Le déroulement du procès de la mairie de Charvieu-Chavagneux

Levée aux aurores, la fine équipe d’Agir a bravement affronté le mauvais temps pour se rendre au tribunal administratif de Grenoble afin d’assister au procès sur la délibération du 8 septembre 2015 par laquelle le conseil municipal de Charvieu-Chavagneux s’est prononcé pour l’accueil d’une famille de réfugié.es à la condition expresse qu’elle soit chrétienne. L’audience a débuté vers 10h – M. Dezempte ne nous a pas fait l’honneur de sa présence mais avait délégué, pour assurer sa défense, son directeur de cabinet, Pierre Meurin.

L’enjeu était de juger conjointement la demande d’annulation de la délibération par le préfet de l’Isère, ainsi que cette même demande d’annulation additionnée d’une demande de 1500 euros pour les frais de justice par Agir pour l’Égalité.

La séance a commencé avec les conclusions du rapporteur public qui a clairement soutenu la position d’Agir, ce qui nous laisse présager un jugement en notre faveur : il a estimé que la délibération faisait effectivement grief, et qu’à ce titre, Agir pour l’Egalité était légitime à porter plainte. Cette délibération appelait de ses voeux un traitement discriminatoire des réfugié.es, et entrait donc en contradiction avec le principe d’égalité devant la loi que prône la France.

La représentante de la préfecture a insisté sur le fait que finalement, nous étions en présence d’une mesure qui témoignait d’incompétence matérielle, de discrimination et portait atteinte aux principes d’égalité et de laïcité.

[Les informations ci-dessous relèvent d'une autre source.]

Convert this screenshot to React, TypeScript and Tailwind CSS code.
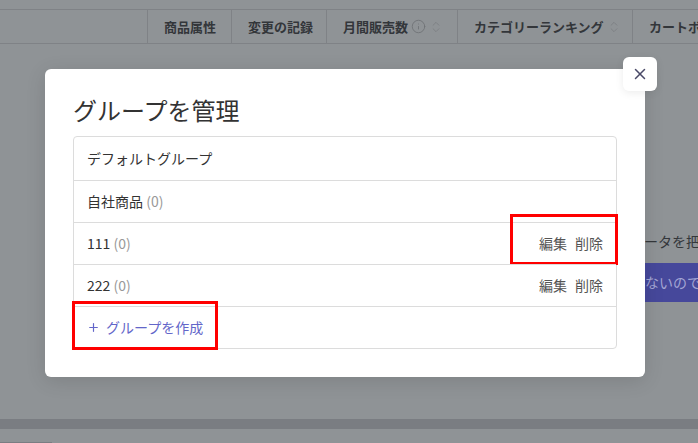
import { X, Plus, Info, ChevronsUpDown } from 'lucide-react';

const FONT = { fontFamily: '"Noto Sans CJK JP", "Noto Sans", sans-serif' };

const HEADERS = [
  { label: '商品属性', w: 'w-[84px]' },
  { label: '変更の記録', w: 'w-[95px]' },
  { label: '月間販売数', w: 'w-[131px]', info: true, sort: true },
  { label: 'カテゴリーランキング', w: 'w-[175px]', sort: true },
  { label: 'カートボックス', w: 'w-[120px]' },
];

const GROUPS = [
  { name: 'デフォルトグループ', count: null, actions: false },
  { name: '自社商品', count: 0, actions: false },
  { name: '111', count: 0, actions: true, marked: true },
  { name: '222', count: 0, actions: true },
];

function HeaderRow() {
  return (
    <div className="mt-[9px] flex h-[35px] border-y border-[#7f8286] pl-[147px]">
      {HEADERS.map((h) => (
        <div
          key={h.label}
          className={`${h.w} flex shrink-0 items-center gap-[3px] whitespace-nowrap border-l border-[#7f8286] pl-4 text-[13px] font-bold text-[#33363a]`}
        >
          {h.label}
          {h.info && <Info size={15} strokeWidth={1.4} className="shrink-0 text-[#6f7276]" />}
          {h.sort && <ChevronsUpDown size={14} strokeWidth={1.4} className="shrink-0 text-[#7a7d81]" />}
        </div>
      ))}
    </div>
  );
}

function GroupModal() {
  return (
    <div className="absolute left-[45px] top-[69px] h-[308px] w-[600px] rounded-md bg-white px-7 pt-6 shadow-[0_4px_20px_rgba(0,0,0,0.12)]">
      <h2 className="text-[24px] leading-[34px] text-[#333]">グループを管理</h2>
      <div className="mt-[9px] rounded border border-[#dcdcdc]">
        {GROUPS.map((g, i) => (
          <div
            key={g.name}
            className={`relative flex h-[42px] items-center justify-between px-[13px] text-[14px] text-[#333] ${
              i === 0 ? 'h-[43px]' : 'border-t border-[#dcdcdc]'
            }`}
          >
            <span>
              {g.name}
              {g.count !== null && <span className="text-[#999]"> ({g.count})</span>}
            </span>
            {g.actions && (
              <span className="flex gap-2 text-[#555]">
                <span>編集</span>
                <span>削除</span>
              </span>
            )}
            {g.marked && (
              <div className="absolute right-[-2px] top-[-9px] h-[51px] w-[108px] border-[3px] border-[#ff0000]" />
            )}
          </div>
        ))}
        <div className="relative flex h-[42px] items-center gap-1.5 border-t border-[#dcdcdc] px-[13px] text-[14px] text-[#6366c9]">
          <Plus size={13} strokeWidth={2.2} />
          <span>グループを作成</span>
          <div className="absolute left-[-2px] top-[-6px] h-[49px] w-[146px] border-[3px] border-[#ff0000]" />
        </div>
      </div>
      <button className="absolute right-[-12px] top-[-12px] flex h-[34px] w-[34px] items-center justify-center rounded-md bg-white shadow-[0_2px_8px_rgba(0,0,0,0.08)]">
        <X size={18} strokeWidth={2} className="text-[#4a4a68]" />
      </button>
    </div>
  );
}

export default function App() {
  return (
    <div className="relative h-[443px] w-[698px] overflow-hidden bg-[#8f9396]" style={FONT}>
      <HeaderRow />

      <div className="flex flex-col items-start pl-[630px] pt-[187px]">
        <span className="whitespace-nowrap text-[14px] text-[#34373b]">データを把握</span>
        <div className="mt-[11px] flex h-[39px] w-[100px] items-center whitespace-nowrap bg-[#46489b] pl-[15px] text-[14px] text-[#a3a5d4]">
          ないので
        </div>
      </div>

      <div className="mt-[117px] h-[10px] bg-[#7a7d82]" />
      <div className="mt-[13px] h-[10px] w-[52px] border border-[#7a7d82]" />

      <GroupModal />
    </div>
  );
}
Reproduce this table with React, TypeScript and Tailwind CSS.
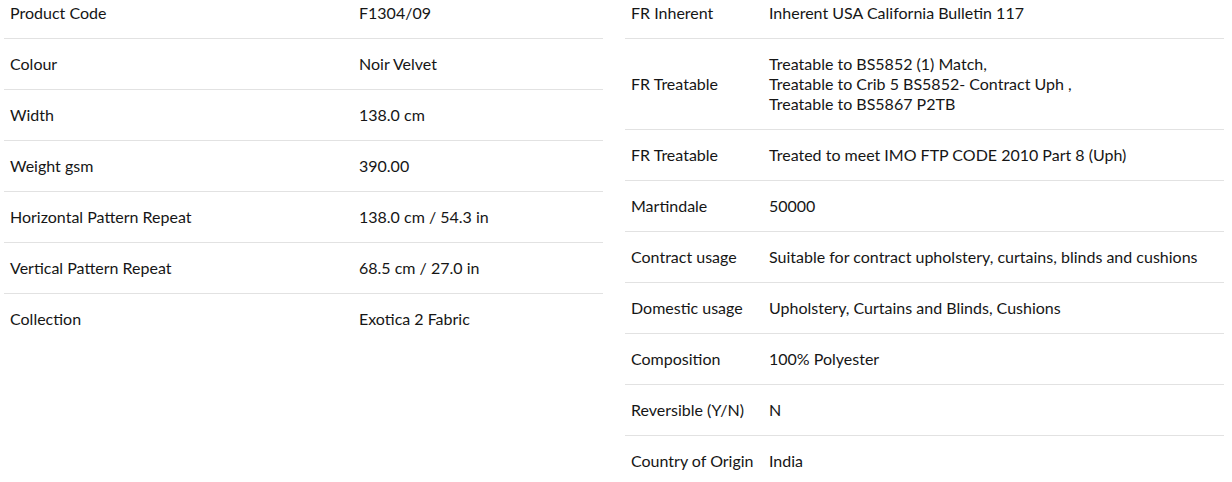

Ce fut ensuite le tour de notre avocat, Grégory Mollion (big up à lui, il fut au top). Sa plaidoirie consistait à insister la violation manifeste du principe d’égalité. Il s’agit d’une « décision qui voulait favoriser une famille en excluant une multitude. » On a là tout le « cynisme de cette mesure qui fait indiscutablement grief » dans la mesure où elle « modifie l’ordonnancement juridique pour l’ensemble de cette catégorie exclue ». L’accusation d’incompétence est légitime puisqu’une commune ne peut se substituer à l’État, d’autant plus qu’on ne retrouve aucun intérêt communal dans cette décision. Nous sommes face à un incroyable cumul d’illégalités. Cette décision est si grave, que Me. Mollion a estimé nécessaire de demander au tribunal de la déclarer nulle et non avenue. La déclaration d’inexistence est l’annulation la plus forte juridiquement, et si nous l’obtenons cela nous permettrait de poser un acte symbolique qui signifierait à la commune de Charvieu-Chavagneux qu’elle ne peut certainement pas prétendre à appliquer ses principes racistes sans conséquences.

Enfin ce fut le tour de M. Meurin, qui insista avec un aplomb étonnant sur le caractère moralisateur de l’accusation d’Agir pour l’Egalité.

L’accusation relevait selon lui « plus de la leçon de morale que de l’argument juridiquement construit. »

On peut très certainement lui reconnaître une forme de courage (ou une mauvaise foi remarquable ?) à assumer ce discours alors même que la délibération en question est parsemée de références à la morale/doctrine catholique.
On vous en reproduit quelques passages savoureux :

Considérant que le dimanche 6 septembre, le Pape François a invité les paroisses catholiques d’Europe à accueillir chacune une famille de réfugiés

Considérant en second lieu que la charité et l’humanité de chacun doit nous conduire à l’ouverture aux autres

Considérant, en dernier lieu, que le 24 mai 1250, Saint Louis énonça devant les chrétiens d’Orient, : « Pour nous et nos successeurs sur  le trône de France, nous promettons de vous donner à vous et à tout votre peuple notre protection spéciale comme nous la donnons aux Français eux-mêmes. » que cette promesse a traversé les siècles, faisant de la France une fidèle protectrice des chrétiens d’Orient

Bon, voilà, cela se passe de commentaires ? Là où nous parlons d’incompétence matérielle, d’atteinte aux principes d’égalité et de laïcité et de principes discriminatoires, on nous oppose une vision de la France chrétienne. Qui est dans la leçon de morale et qui est dans l’argument juridique, on se le demande…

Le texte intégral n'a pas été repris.